A mis 69 años, con fibromialgia y la compañía de Cloe, una bichón maltés de 2 años que duerme conmigo, el teléfono suena exclamando dos tonos perdidos diciendo así, que Josémari se ha despertado. Sé que me espera en su cama, paciente, sabiendo que necesito unos minutos para poner mi cuerpo en marcha antes de ir a levantarlo. Cierro levemente los ojos de nuevo suplicando cinco minutos más, hasta que pasado ese tiempo más otros instantes más, el teléfono vuelve a sonar.

 

Josemari tiene una distrofia muscular. Va perdiendo la musculatura poco a poco y eso hace que cada vez sea más dependiente. Voy hasta su habitación. Las luces ya están encendidas gracias al sistema domótico que él mismo se ha instalado y al que yo me niego a hablarle. Ya sólo nos faltaba tener que hablarles a las bombillas de la casa...

Le visto con cuidado mientras Cloe nos observa y llegamos al momento crítico de la mañana: pasarse de la cama a la silla de ruedas. Un gesto que apenas costaba hacer hace un año y que ahora se ha vuelto hasta peligroso. Yo no digo nada. Pero cada mañana me arropa una sensación de miedo a que se caiga. Si un día acaba en el suelo a ver cómo le levanto, me digo a mí misma. Él toma un leve impulso y logra poner una pierna en el cojín de la silla.
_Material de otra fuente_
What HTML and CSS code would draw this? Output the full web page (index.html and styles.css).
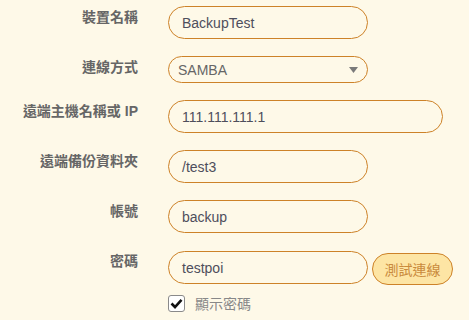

Ahora sólo queda empujarle el tronco hasta que se quede erguido y termine de pasarse él sólo.

Cloe nos observa e instintivamente se pone de pie y pone sus patitas apoyadas en su pierna para ayudar. Sabe que Josemari es diferente al resto de personas que entran por la puerta de casa. Decimos que hemos de grabarla un día y ponerlo en YouTube, para que la vea todo el mundo. Pero es cierto que en ese momento no estamos para tonterías.

 

El día va pasando. Me he acostumbrado a no salir si Josemari está en casa, no sea que en un descuido le pase algo y me necesite. Él me pide que me marche; que salga; que haga cosas. Pero es difícil para una madre salir y tener la conciencia tranquila de que todo va bien y no estar mirando la pantalla del móvil a cada instante.

 

Te das cuenta de que poco a poco has ido renunciando a partes de tu vida, a la vida social, al ocio... y que sin darte cuenta has entregado las últimas décadas de tu vida al cuidado de un hijo. Los planes eran que cuando fuese mayor él me cuidase a mí. Pero en algún momento alguien cambió las reglas sin preguntarnos y sin derecho a protestar por ello.

 

Su distrofia hace que lo que hoy puede hacer, quizá mañana ya no pueda. Así que cada mañana, al sonar el teléfono, hay cierta sensación de ver qué ha cambiado respecto al día anterior. La forma de hacer una transferencia, la forma de coger un objeto... todo va cambiando.

Y aprendimos a aceptar que la vida va cambiando seas una persona dependiente o no lo seas. Y que el sufrimiento no radica en el cambio en sí, en lo que has dejado de poder hacer, o en lo que has tenido que modificar. El sufrimiento radica en la actitud ante el cambio.

 

Podemos vivir cada situación como un drama; o podemos vivirla como un desafío a superar.

 

Josemari me enseña cada día que las cosas pueden cambiar queramos que suceda o no. pero que somos nosotros los que elegimos cómo vivir ese cambio. Y en ese pensamiento, y en su serenidad, encuentro yo la mía.